Belgian firm to deliver ecommerce packages to parked cars
A new-start Belgian company is setting up a trial service that will offer to deliver ecommerce packages direct to recipients’ unattended cars. Cardrops has been founded by Nick De Mey and Philippe De Ridder, whose Antwerp-based business innovation company Board of Innovation had been working with ecommerce companies and automotive companies identifying potential new business opportunities, before discovering a potential niche of its own connecting the two sectors.
Using smart vehicle technology, Cardrops believes it can provide an alternative delivery point for consumers to avoid missing ecommerce package deliveries.
De Mey told Post&Parcel today that ecommerce consumers would allow Cardrops to gain access to the trunks of their cars to deposit packages so that they do not have to be at home to take delivery.
The service would effectively turn consumers’ own cars into “smart locker” parcel drop-off terminals, with free text message notifications of parcel arrival.
Pricing quoted on the Cardrops.com website offers a “Rockstar” service for a one-off starter kit fee of EUR 99 and EUR 4.95 per delivery charge, or a “Royal” option featuring a free starter kit and rolling EUR 24.95 per month delivery service.
The pilot looks likely to involve 25-50 cars, and should see Cardrops.com reporting back with its initial results next summer.
De Mey said: “We are currently setting up the technology and the database, and we are in discussion with different partners at the moment, focusing on a pilot in Belgium and Germany.”
The Cardrops co-founder said his company was trying various technologies to track vehicles’ locations and gain access into cars, but suggested that in modern vehicles they may arrange a system based on smart diagnostic technology that already allows access to locked vehicles for maintenance.
For older cars, he said a smart box could be made available for people to use the service.
“This is not new technology,” he said. “This is like tools used in car-sharing services where you are giving access to your car to other people.”

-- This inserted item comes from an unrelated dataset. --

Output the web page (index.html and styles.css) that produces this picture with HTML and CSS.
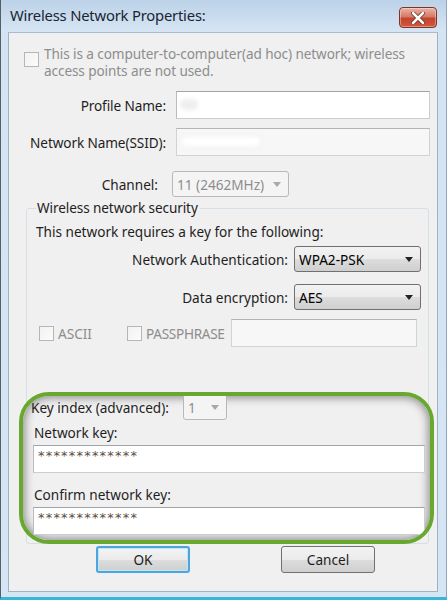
FILE: index.html
```html
<!DOCTYPE html>
<html>
<head>
<meta charset="utf-8">
<link rel="stylesheet" href="styles.css">
</head>
<body>
<div class="window">
  <div class="titlebar">
    <span class="title">Wireless Network Properties:</span>
    <span class="close">
      <svg width="16" height="12" viewBox="0 0 16 12"><path d="M3 1 L13 11 M13 1 L3 11" stroke="#6b2016" stroke-width="4" stroke-linecap="round"/><path d="M3 1 L13 11 M13 1 L3 11" stroke="#fff" stroke-width="2.6" stroke-linecap="round"/></svg>
    </span>
  </div>
  <div class="client">
    <div class="adhoc">
      <span class="cb"></span>
      <span class="adhoc-text disabled">This is a computer-to-computer(ad hoc) network; wireless access points are not used.</span>
    </div>
    <div class="row row-profile">
      <label class="lbl lbl-wide">Profile Name:</label>
      <div class="input input-wide"><span class="blur b1"></span></div>
    </div>
    <div class="row row-ssid">
      <label class="lbl lbl-wide">Network Name(SSID):</label>
      <div class="input input-wide input-ro"><span class="blur b2"></span></div>
    </div>
    <div class="row row-channel">
      <label class="lbl lbl-chan">Channel:</label>
      <div class="select select-dis select-chan"><span>11 (2462MHz)</span><span class="arrow"></span></div>
    </div>

    <div class="group">
      <div class="legend">Wireless network security</div>
      <div class="req">This network requires a key for the following:</div>
      <div class="row row-auth">
        <label class="lbl lbl-sec">Network Authentication:</label>
        <div class="select select-sec"><span>WPA2-PSK</span><span class="arrow"></span></div>
      </div>
      <div class="row row-enc">
        <label class="lbl lbl-sec">Data encryption:</label>
        <div class="select select-sec"><span>AES</span><span class="arrow"></span></div>
      </div>
      <div class="row row-checks">
        <span class="cb"></span><span class="disabled ck-ascii">ASCII</span>
        <span class="cb"></span><span class="disabled ck-pass">PASSPHRASE</span>
        <div class="input input-pass input-ro"></div>
      </div>

      <div class="highlight">
        <div class="row row-keyidx">
          <label class="keylbl">Key index (advanced):</label>
          <div class="select select-dis select-idx"><span>1</span><span class="arrow"></span></div>
        </div>
        <div class="keylbl2">Network key:</div>
        <div class="input input-key"><span class="stars">*************</span></div>
        <div class="keylbl2 confirm">Confirm network key:</div>
        <div class="input input-key"><span class="stars">*************</span></div>
      </div>
    </div>

    <div class="buttons">
      <button class="btn btn-ok">OK</button>
      <button class="btn">Cancel</button>
    </div>
  </div>
</div>
</body>
</html>
```
FILE: styles.css
```css
html, body {
  margin: 0;
  padding: 0;
  width: 447px;
  height: 600px;
  overflow: hidden;
  background: #fff;
}
* { box-sizing: border-box; }
body {
  font-family: "Noto Sans", "Open Sans", sans-serif;
  font-size: 13.6px;
  color: #1e1e1e;
}
.window {
  width: 447px;
  height: 600px;
  background: linear-gradient(to bottom, #bcd2e8 0px, #d4e4f3 30px, #d6e5f3 100%);
  border-left: 1px solid #555f6a;
  border-right: 1px solid #8fa6bd;
  border-bottom: 3px solid #3ab6d4;
  padding: 0 8px 5px 7px;
  display: flex;
  flex-direction: column;
}
.titlebar {
  height: 32px;
  display: flex;
  align-items: center;
  justify-content: space-between;
  padding: 0 1px 0 2px;
  flex: none;
}
.title {
  font-size: 14.8px;
  color: #1b2430;
  letter-spacing: -0.2px;
  margin-top: -2px;
}
.close {
  width: 38px;
  height: 21px;
  margin-top: 3px;
  border: 1px solid #7d3327;
  border-radius: 4px;
  background: linear-gradient(to bottom, #eab3a6 0%, #d77a67 45%, #c4442d 55%, #d0583e 100%);
  display: flex;
  align-items: center;
  justify-content: center;
  box-shadow: inset 0 0 0 1px rgba(255,255,255,0.35);
}
.close svg { display: block; }
.client {
  flex: 1;
  background: #f0f0f0;
  border: 1px solid #9fb1c3;
  border-top-color: #a9bccf;
  position: relative;
  padding: 0;
}
.disabled { color: #8d8d8d; }
.cb {
  display: inline-block;
  width: 15px;
  height: 15px;
  border: 1px solid #b6b6b6;
  background: linear-gradient(135deg, #f2f2f2, #fbfbfb);
  flex: none;
}
.adhoc {
  display: flex;
  align-items: flex-start;
  padding: 12px 14px 0 15px;
  height: 58px;
}
.adhoc .cb { margin-top: 7px; margin-right: 5px; }
.adhoc-text { line-height: 17px; letter-spacing: -0.1px; }

.row { display: flex; align-items: center; }
.lbl { text-align: right; flex: none; white-space: nowrap; }
.lbl-wide { width: 157px; margin-right: 10px; letter-spacing: -0.1px; }
.input {
  background: #fff;
  border: 1px solid #c9ced6;
  border-top-color: #a0a4ab;
  border-left-color: #b8bcc2;
}
.input-wide { width: 254px; height: 28px; position: relative; }
.input-ro { background: #f7f7f7; border-color: #cfd3d8; border-top-color: #b1b4b9; }
.row-profile { height: 28px; }
.row-ssid { height: 28px; margin-top: 9px; }
.blur {
  position: absolute;
  top: 7px;
  height: 11px;
  border-radius: 6px;
  background: #fff;
  filter: blur(2px);
}
.b1 { left: 3px; width: 18px; background: #e2e2e2; opacity: 0.6; }
.b2 { left: 4px; width: 80px; box-shadow: 0 0 0 1px #e5e5e5; }
.row-channel { height: 26px; margin-top: 15px; }
.lbl-chan { width: 149px; margin-right: 14px; }
.select {
  display: flex;
  align-items: center;
  justify-content: space-between;
  height: 26px;
  border: 1px solid #707070;
  border-radius: 3px;
  background: linear-gradient(to bottom, #f2f2f2 0%, #ebebeb 50%, #dddddd 51%, #cfcfcf 100%);
  padding: 0 7px 0 4px;
  color: #000;
}
.select .arrow {
  width: 0; height: 0;
  border-left: 4px solid transparent;
  border-right: 4px solid transparent;
  border-top: 5px solid #222;
}
.select-dis {
  background: #f4f4f4;
  border-color: #b8b8b8;
  color: #8d8d8d;
}
.select-dis .arrow { border-top-color: #a8a8a8; }
.select-chan { width: 117px; }

.group {
  margin: 11px 8px 0 17px;
  border: 1px solid #d5dfe5;
  border-radius: 3px;
  height: 336px;
  padding: 0 0 0 9px;
  position: relative;
}
.legend {
  display: block;
  width: max-content;
  margin-top: -10px;
  background: #f0f0f0;
  padding: 0 2px 0 1px;
  line-height: 18px;
  letter-spacing: -0.1px;
}
.req { margin-top: 6px; line-height: 18px; }
.row-auth { margin-top: 5px; height: 26px; }
.row-enc { margin-top: 12px; height: 26px; }
.lbl-sec { width: 252px; margin-right: 6px; }
.select-sec { width: 127px; }
.row-checks { margin-top: 9px; height: 28px; }
.row-checks .cb { margin-left: 3px; margin-right: 4px; }
.ck-ascii { width: 66px; }
.ck-pass { margin-right: 6px; letter-spacing: -0.3px; }
.input-pass { width: 186px; height: 28px; }

.highlight {
  margin: 45px -6px 0 -17px;
  height: 152px;
  border: 4px solid #69a82e;
  border-radius: 30px;
  box-shadow: inset 0 0 9px 2px rgba(80,80,80,0.6);
  padding: 0 6px 0 10px;
  overflow: hidden;
  position: relative;
  background: #f0f0f0;
}
.row-keyidx { height: 26px; margin-top: -2px; }
.keylbl { width: 152px; margin-left: -2px; }
.select-idx { width: 44px; }
.keylbl2 { margin-top: 4px; line-height: 18px; padding-left: 1px; }
.confirm { margin-top: 13px; }
.input-key {
  width: 392px;
  height: 28px;
  margin-top: 3px;
  margin-right: -20px;
  padding: 2px 0 0 4px;
  line-height: 14px;
}
.stars {
  color: #5a4c3e;
  font-family: "DejaVu Sans", sans-serif;
  font-size: 13px;
  letter-spacing: 1.2px;
  line-height: 14px;
}
.buttons {
  display: flex;
  padding-left: 87px;
  margin-top: 2px;
  gap: 91px;
}
.btn {
  width: 94px;
  height: 27px;
  font-family: inherit;
  font-size: 13.6px;
  color: #1e1e1e;
  border: 1px solid #707070;
  border-radius: 3px;
  background: linear-gradient(to bottom, #f3f3f3 0%, #ebebeb 50%, #dddddd 51%, #cfcfcf 100%);
  padding: 0;
}
.btn-ok {
  border: 2px solid #4aa6dc;
  box-shadow: inset 0 0 0 1px #bfe6f8;
}
```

The “starter kit” would also help Cardrops plan its delivery routes – the box would send a GPS signal when the vehicle is stationary, so the company would know the consumer’s daily parking habits – from which a delivery route could be formulated.
If a car is moved prior to actual delivery, the drop-off can be cancelled and a new delivery plan devised.
De Mey said the number one issue to solve in the service would be people’s concerns about security and privacy, since it involves breaking into people’s cars in order to leave their packages.
He said modern vehicle technology would mean people can offer access to their car trunks, but not the rest of their vehicle. Cardrops also states that it has insurance policies to the same standards as four-star hotels to back up the service.
The pilot will assess the technology in a “private mode” involving trusted parties, he said.
De Mey explained: “The first companies we will work with will be shipping items to their own employees, so there will be an existing trust relationship there between the client and those who order their products.”
Among the companies that Board of Innovation has previously worked with are eBay, Volkswagen, Cisco and La Poste, but De Mey said that while he couldn’t name any of the companies working on the trial at present, they did not include any of these four “reference” brands.
When a full service is running, De Mey said that Cardrops would work with existing parcel carriers, rather than providing the delivery side of the service itself.
“We don’t deliver ourselves, we would line up with existing delivery companies like a kind of matchmaking middle-man,” he said.